Short task:
Look for "screenshot" in the listing below. Gather each line that contains it.
%%
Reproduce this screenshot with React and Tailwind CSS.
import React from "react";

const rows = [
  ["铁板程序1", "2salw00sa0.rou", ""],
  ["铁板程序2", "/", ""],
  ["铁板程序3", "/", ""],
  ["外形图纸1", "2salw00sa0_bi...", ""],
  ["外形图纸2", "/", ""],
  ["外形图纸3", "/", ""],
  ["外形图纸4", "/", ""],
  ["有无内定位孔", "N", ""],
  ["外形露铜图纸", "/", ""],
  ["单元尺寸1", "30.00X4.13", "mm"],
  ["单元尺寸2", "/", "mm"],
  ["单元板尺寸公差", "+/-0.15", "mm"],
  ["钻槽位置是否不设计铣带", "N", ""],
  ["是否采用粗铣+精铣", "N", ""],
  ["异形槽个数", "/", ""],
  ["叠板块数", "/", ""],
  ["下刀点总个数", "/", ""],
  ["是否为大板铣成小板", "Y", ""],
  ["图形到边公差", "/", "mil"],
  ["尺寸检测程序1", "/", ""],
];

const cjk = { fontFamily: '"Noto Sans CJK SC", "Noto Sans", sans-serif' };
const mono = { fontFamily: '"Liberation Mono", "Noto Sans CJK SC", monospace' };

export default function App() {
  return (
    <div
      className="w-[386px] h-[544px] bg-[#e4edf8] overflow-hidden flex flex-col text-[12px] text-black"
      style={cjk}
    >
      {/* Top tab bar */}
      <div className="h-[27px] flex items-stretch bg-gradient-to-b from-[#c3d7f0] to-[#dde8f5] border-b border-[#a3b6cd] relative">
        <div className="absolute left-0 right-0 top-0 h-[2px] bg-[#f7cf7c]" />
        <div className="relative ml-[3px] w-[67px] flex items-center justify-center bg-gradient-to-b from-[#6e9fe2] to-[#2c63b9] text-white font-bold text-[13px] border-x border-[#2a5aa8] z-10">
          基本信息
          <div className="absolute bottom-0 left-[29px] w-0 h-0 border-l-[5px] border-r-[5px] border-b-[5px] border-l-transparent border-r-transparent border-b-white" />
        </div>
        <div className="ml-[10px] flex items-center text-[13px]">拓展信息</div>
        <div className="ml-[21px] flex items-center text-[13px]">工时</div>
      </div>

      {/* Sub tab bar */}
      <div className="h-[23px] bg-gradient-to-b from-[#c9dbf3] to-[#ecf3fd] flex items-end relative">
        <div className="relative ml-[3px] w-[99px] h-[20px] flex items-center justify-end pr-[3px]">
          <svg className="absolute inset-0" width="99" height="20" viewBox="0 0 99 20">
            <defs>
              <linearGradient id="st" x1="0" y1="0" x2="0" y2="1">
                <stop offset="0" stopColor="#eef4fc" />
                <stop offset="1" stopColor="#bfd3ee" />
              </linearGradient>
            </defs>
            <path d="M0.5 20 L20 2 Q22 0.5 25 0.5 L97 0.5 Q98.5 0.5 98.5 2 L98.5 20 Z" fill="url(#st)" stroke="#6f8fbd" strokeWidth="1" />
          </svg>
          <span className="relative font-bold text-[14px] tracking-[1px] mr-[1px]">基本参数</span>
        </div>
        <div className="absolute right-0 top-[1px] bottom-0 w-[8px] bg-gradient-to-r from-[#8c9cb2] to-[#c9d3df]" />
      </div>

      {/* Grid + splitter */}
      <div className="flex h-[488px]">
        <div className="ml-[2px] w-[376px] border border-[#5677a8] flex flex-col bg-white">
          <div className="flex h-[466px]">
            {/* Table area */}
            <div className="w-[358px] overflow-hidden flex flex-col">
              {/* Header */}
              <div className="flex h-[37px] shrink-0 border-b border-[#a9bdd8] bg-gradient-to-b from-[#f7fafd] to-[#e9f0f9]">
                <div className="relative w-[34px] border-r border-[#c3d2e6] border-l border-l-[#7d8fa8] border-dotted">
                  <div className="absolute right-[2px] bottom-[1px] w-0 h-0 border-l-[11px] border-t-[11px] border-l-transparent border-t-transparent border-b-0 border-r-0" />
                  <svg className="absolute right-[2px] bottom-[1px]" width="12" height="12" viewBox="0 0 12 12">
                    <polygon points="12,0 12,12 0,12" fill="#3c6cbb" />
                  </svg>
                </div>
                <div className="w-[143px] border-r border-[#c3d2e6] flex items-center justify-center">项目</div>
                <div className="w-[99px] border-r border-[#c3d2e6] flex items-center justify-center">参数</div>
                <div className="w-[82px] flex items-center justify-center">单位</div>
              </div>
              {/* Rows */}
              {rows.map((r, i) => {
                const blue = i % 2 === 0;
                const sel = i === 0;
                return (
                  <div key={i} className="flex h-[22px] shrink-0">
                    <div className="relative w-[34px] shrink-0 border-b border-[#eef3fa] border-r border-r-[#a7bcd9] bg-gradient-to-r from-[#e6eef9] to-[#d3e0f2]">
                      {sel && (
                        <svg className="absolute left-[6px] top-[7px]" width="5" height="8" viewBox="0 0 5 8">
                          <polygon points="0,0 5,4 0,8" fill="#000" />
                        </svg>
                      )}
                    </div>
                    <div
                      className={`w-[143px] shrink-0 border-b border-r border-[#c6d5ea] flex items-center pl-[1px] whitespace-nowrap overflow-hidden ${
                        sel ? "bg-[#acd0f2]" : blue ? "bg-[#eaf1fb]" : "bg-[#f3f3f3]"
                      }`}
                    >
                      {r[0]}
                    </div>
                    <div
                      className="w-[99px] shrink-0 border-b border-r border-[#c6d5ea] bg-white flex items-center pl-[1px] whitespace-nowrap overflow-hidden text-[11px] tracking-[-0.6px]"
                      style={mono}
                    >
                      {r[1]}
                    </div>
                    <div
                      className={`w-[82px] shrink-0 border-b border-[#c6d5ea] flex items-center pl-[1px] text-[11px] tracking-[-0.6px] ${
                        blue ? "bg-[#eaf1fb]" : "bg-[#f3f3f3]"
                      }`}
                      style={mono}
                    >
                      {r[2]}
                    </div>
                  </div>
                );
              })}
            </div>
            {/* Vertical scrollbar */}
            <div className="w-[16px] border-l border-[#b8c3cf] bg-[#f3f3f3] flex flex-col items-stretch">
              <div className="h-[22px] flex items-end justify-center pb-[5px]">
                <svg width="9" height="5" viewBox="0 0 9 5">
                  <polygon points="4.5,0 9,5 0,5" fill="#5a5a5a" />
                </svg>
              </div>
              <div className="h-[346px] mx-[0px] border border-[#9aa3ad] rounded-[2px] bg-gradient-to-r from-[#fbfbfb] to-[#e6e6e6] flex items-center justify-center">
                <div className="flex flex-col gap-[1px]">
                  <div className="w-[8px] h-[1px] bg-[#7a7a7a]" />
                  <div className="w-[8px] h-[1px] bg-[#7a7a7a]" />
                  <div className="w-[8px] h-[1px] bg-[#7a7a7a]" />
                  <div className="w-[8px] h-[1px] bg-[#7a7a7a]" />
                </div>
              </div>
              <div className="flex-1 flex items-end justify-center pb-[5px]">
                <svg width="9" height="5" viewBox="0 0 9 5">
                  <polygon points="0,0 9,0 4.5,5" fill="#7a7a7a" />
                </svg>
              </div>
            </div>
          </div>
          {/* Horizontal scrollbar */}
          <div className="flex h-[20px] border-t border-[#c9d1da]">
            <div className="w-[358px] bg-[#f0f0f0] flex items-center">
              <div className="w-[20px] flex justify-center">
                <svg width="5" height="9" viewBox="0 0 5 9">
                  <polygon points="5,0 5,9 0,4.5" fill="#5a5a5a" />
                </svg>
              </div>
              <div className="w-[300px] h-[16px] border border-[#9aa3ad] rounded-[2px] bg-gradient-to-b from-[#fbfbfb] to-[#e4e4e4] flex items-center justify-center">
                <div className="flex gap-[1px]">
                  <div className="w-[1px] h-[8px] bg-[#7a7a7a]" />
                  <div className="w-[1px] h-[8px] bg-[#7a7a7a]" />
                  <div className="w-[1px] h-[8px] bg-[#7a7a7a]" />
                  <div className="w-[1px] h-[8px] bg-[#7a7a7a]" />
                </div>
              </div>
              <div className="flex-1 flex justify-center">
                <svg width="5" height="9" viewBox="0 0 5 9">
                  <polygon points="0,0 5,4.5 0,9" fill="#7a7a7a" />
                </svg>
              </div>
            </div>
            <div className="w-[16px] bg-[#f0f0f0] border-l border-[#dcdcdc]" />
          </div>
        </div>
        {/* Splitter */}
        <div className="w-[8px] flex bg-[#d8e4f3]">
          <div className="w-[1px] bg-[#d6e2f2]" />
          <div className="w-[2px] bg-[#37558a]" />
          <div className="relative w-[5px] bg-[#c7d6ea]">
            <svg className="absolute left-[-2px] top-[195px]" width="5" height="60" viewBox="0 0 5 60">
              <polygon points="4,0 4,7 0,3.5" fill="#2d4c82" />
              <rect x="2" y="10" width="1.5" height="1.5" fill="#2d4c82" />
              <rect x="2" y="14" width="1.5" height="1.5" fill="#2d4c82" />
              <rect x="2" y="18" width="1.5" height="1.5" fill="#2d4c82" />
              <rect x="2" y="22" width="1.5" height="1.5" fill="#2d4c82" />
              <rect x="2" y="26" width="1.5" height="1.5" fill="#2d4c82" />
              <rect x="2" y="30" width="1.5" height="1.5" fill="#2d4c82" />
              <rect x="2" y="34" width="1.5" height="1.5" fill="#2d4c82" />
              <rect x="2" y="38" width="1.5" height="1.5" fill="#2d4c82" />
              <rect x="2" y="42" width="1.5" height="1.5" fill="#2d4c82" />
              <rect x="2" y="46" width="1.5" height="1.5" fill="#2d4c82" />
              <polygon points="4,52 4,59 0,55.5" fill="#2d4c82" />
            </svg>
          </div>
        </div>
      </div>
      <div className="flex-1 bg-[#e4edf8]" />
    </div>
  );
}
%%
%%
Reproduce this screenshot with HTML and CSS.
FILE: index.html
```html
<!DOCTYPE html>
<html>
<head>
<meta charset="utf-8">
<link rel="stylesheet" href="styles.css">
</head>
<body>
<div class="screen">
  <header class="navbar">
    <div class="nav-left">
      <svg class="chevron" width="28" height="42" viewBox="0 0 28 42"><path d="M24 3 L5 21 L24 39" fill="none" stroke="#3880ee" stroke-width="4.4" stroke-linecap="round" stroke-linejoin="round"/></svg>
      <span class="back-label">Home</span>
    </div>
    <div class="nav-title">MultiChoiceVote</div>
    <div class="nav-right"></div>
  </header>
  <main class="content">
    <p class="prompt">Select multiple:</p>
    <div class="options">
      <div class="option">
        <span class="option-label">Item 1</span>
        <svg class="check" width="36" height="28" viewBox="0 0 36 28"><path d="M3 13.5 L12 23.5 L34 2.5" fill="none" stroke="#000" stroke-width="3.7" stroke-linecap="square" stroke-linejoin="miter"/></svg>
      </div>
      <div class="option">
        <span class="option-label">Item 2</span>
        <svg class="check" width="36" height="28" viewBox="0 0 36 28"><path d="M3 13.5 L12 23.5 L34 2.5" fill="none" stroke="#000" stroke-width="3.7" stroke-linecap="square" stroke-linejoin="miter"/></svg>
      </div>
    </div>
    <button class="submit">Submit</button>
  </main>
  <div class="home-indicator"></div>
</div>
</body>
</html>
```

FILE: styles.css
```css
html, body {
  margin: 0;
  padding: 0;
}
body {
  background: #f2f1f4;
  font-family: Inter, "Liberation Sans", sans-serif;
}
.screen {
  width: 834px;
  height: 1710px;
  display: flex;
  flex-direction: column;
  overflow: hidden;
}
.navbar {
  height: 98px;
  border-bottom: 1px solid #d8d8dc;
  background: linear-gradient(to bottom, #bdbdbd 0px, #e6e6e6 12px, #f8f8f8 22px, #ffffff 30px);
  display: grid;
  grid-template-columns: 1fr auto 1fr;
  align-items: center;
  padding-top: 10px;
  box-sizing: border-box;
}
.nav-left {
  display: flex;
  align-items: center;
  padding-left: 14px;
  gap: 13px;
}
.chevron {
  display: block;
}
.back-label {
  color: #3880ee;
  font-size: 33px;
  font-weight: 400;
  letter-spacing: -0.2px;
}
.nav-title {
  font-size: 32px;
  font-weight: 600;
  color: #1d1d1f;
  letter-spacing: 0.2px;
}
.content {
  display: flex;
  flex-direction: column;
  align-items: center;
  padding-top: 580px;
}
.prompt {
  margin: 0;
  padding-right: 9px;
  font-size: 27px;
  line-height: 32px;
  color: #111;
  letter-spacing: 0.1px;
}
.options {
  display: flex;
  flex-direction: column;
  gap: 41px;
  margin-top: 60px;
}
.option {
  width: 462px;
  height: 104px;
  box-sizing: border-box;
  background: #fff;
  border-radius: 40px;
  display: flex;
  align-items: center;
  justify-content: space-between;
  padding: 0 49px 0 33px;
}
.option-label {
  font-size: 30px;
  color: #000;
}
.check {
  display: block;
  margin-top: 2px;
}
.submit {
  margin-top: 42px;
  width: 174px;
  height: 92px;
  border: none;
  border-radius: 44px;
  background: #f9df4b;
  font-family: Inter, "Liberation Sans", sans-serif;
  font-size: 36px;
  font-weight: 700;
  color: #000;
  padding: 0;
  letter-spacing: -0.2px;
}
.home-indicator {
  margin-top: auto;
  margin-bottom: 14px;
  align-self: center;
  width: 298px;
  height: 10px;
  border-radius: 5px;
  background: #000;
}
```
%%
%%
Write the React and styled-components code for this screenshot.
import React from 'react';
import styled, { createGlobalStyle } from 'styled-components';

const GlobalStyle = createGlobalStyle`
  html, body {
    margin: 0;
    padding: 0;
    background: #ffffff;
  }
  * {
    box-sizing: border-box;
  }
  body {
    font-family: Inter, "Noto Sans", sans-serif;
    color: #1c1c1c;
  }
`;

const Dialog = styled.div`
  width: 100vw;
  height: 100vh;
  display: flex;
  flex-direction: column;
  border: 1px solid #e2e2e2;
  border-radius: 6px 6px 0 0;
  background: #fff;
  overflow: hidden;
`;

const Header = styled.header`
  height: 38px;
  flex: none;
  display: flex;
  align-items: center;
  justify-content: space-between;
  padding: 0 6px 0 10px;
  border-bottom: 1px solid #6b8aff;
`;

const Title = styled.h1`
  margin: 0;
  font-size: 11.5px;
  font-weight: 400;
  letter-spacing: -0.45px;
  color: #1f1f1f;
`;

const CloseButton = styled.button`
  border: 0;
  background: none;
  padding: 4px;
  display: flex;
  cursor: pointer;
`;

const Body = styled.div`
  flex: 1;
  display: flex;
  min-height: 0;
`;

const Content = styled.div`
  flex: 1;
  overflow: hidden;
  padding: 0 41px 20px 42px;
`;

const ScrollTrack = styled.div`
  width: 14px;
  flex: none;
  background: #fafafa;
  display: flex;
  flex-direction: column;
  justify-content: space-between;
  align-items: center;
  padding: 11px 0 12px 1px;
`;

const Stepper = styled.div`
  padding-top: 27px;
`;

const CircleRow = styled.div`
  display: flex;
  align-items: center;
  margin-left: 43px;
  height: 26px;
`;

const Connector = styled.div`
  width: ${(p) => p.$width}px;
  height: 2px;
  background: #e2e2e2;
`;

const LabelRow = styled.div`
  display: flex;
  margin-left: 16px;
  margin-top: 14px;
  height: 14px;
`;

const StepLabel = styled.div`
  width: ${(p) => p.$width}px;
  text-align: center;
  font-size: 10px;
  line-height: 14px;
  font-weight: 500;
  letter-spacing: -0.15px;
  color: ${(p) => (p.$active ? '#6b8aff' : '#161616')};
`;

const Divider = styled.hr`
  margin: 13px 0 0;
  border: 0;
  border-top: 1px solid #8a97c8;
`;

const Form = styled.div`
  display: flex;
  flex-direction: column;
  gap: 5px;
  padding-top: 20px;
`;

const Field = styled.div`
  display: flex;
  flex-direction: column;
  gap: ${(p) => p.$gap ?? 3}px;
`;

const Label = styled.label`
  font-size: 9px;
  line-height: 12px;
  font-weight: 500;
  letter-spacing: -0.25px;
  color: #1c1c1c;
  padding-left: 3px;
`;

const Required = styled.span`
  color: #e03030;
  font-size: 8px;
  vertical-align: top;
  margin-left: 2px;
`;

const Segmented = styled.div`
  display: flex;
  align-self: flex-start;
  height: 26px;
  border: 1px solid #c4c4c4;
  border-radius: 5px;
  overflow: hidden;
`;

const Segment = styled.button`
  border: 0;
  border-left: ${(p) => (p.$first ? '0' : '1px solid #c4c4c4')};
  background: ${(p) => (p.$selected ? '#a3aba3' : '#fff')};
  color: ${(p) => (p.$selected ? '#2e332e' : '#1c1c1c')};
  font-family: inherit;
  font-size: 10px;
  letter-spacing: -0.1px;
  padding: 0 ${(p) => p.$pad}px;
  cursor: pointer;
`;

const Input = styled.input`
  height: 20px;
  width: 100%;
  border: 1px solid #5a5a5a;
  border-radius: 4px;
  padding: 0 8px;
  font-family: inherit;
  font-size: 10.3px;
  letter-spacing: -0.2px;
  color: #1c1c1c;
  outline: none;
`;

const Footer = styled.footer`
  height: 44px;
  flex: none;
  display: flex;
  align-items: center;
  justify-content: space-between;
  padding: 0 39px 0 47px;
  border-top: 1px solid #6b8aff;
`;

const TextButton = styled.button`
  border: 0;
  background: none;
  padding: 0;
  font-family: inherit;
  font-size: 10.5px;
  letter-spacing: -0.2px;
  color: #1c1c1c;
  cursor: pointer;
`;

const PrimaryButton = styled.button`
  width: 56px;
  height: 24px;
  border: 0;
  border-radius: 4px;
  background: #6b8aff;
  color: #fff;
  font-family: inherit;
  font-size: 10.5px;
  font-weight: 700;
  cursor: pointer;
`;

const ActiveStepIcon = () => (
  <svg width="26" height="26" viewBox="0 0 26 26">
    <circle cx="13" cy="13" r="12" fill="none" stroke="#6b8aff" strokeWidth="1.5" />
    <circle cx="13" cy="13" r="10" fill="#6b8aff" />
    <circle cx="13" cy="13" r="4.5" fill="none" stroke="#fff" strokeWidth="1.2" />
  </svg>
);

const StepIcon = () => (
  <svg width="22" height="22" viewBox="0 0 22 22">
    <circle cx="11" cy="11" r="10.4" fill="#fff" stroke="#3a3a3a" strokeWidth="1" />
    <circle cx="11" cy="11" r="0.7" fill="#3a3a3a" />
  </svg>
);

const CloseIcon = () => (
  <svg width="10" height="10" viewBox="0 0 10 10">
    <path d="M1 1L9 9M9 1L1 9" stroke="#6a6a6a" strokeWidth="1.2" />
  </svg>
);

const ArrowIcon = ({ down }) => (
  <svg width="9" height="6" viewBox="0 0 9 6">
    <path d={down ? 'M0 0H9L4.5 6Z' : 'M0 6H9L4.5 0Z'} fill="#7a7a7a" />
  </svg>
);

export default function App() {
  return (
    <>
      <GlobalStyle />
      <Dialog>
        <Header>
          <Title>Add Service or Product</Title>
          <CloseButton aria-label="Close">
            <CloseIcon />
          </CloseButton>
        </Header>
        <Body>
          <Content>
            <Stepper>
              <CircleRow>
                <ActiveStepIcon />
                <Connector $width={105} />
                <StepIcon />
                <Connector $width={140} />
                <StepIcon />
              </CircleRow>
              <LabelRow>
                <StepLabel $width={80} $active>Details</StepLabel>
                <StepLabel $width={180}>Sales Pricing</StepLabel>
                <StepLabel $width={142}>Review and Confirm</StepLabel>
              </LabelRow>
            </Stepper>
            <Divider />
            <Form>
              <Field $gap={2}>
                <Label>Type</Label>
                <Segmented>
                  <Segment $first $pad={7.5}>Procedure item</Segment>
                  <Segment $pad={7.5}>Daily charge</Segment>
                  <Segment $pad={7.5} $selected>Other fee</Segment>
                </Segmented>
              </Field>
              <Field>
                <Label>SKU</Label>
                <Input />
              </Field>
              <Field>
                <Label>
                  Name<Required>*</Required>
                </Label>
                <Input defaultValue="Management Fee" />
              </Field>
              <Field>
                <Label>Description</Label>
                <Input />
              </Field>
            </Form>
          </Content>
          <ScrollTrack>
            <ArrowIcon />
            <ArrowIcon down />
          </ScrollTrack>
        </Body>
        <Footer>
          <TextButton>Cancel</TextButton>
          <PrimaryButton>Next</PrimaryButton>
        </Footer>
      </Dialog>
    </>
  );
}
%%
Solved problem:
Reproduce this screenshot with React and Tailwind CSS.
Reproduce this screenshot with HTML and CSS.
Write the React and styled-components code for this screenshot.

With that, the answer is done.